What is the difference (if any) between (A) downloading programs and data to a CD and installing from the CD to the laptop and (B) downloading "images" to the desktop and making a CD with the images? How are the "images" gonna help me?

I will be using BitTorrent for the download, so followed the Debian links to download till I got an i386 page with a list of files, headed by "Parent Directory." Under "parent directory" the first 4 files (when I double click on their names, which are MDSSUMS, MDSSUMS-signs, SHA1SUMS and SHA1SUMS-signs) just seem to be text, a row of hex numbers, each opposite the name of a file, mostly CD files. I guess I could COPY and PASTE each one but they don't seem to be otherwise downloadable.

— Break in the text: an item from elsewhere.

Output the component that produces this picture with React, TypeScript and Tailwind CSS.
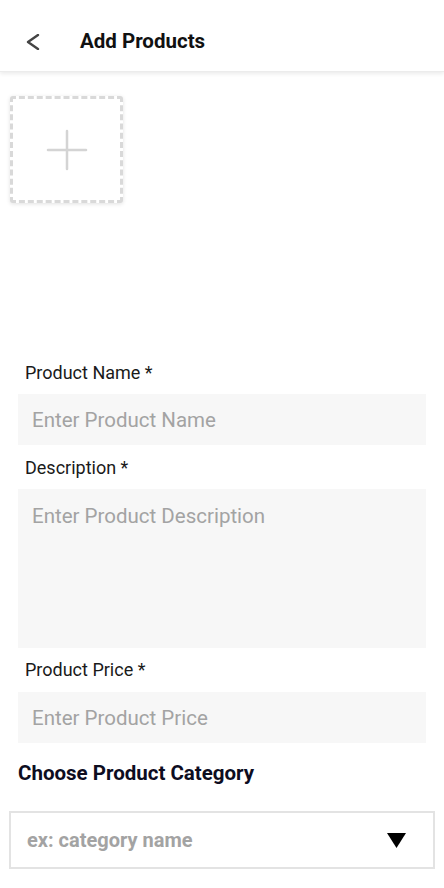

Then there are 21 files in a series from 1 to 21, named as follows with only the number changing: debian-40r0-i386-CD-1-iso. These can be downloaded, a right-click on each of them shows a download command window.

After the 21st CD file, follow four more files, each prefixed with:
debian-40r0-i386, ending respectively with: businesscard.iso, kde-CD-1.iso, netinst.iso and kfce-CD-1.iso.

Seems like any of the files with "CD" in the filename should be easy to download by right-clicking and checking the boxes but what about the first four and the "businesscard" and "netinst.iso?"

Are there any files in that list that don't have to be downloaded?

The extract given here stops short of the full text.